Israel, após uma vitória táctica monumental, encontraria um ambiente regional mais tóxico e imprevisível do que nunca, com o ódio anti-israelita a atingir novos patamares históricos.
2. Petróleo: A Volatilidade como Nova Normalidade: A ideia de um Irão pós-revolucionário, pró-Ocidente e bombeando 4 milhões de barris/dia para baixar os preços é um conto de fadas perigoso.
A realidade seria: – Pânico Imediato, pois haveria ameaças ao Estreito de Hormuz (mesmo por grupos remanescentes) e sabotagens fariam os preços disparar para níveis estratosféricos, estrangulando economias globais.
– Instabilidade Permanente, uma vez que a transição seria longa e sangrenta. Quem controlaria os campos de petróleo? Governo provisório? Milícias tribais? Grupos separatistas? A incerteza seria o maior prêmio de risco do mercado.
– OPEP em Frangalhos, isto é, s saída do Irão (2º maior reserva da OPEP) destruiria o já frágil equilíbrio OPEP+, entregando às Arábia Saudita um poder temporário que seria um convite à desunião e a traições entre produtores. 3. Rússia e China: Os Grandes Perdedores (Tácticos) e Aventureiros (Estratégicos) Moscovo perderia seu aliado regional mais crucial, pois o canal para contornar sanções estaria bloqueado. O mercado de armas de alto valor e a influência na Síria seriam severamente comprometidos.
Pior: um Irão produtor e estável inundaria o mercado, derrubando preços e minando o já combalido orçamento russo, dependente do petróleo. A “vitória” do Ocidente seria um pesadelo económico para o Kremlin.

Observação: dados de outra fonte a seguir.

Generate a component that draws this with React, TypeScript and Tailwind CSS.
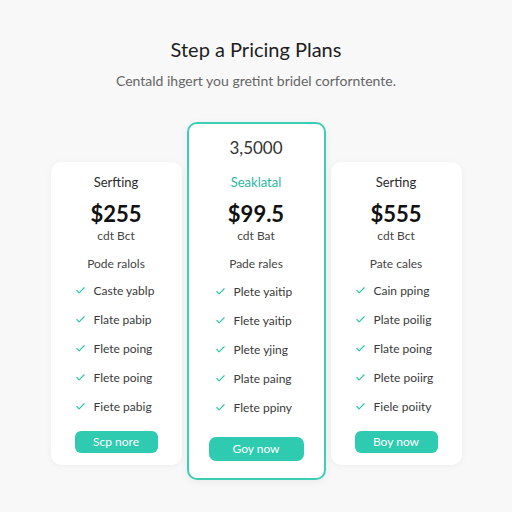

Para Pequim, o Irão não é um fornecedor de petróleo (10% das importações); é a pedra angular da Iniciativa Cinturão e Rota (BRI) no coração da Eurásia. Investimentos de dezenas de milhares de milhões evaporariam e a solução seria tentar realinhar-se apressadamente com a Arábia Saudita e acelerar rotas alternativas (ex.: Corredor China-Paquistão), mas com um custo estratégico imenso e anos de atraso. A humilhação geopolítica seria profunda.
Conclusão: O Preço Proibitivo da Vitória
Sonhar com a queda do regime iraniano por acção militar israelita é subestimar grotescamente a lei dos efeitos colaterais não intencionais. O que emergiria das cinzas não seria um Irão dócil e estável, mas um buraco negro de caos que sugaria toda a região para uma nova espiral de violência sectária, desestabilizaria a economia global através do petróleo e forçaria uma reconfiguração geopolítica traumática para potências como a Rússia e, sobretudo, a China.
A lição do Iraque e da Líbia deveria ser clara: derrubar regimes autoritários em sociedades complexas e fracturadas não abre caminho para a democracia, mas para o inferno.
Israel poderia eliminar um inimigo, apenas para se ver rodeado por um cemitério de Estados falhados e ódios ainda mais radicais. Algumas vitórias são, na verdade, derrotas disfarçadas.
Esta seria a definição de uma Vitória Pirrônica – onde o custo da conquista supera catastróficamente o seu benefício. A região não é um tabuleiro de xadrez onde peças são removidas sem consequências; é um campo minado onde um único passo em falso pode detonar tudo.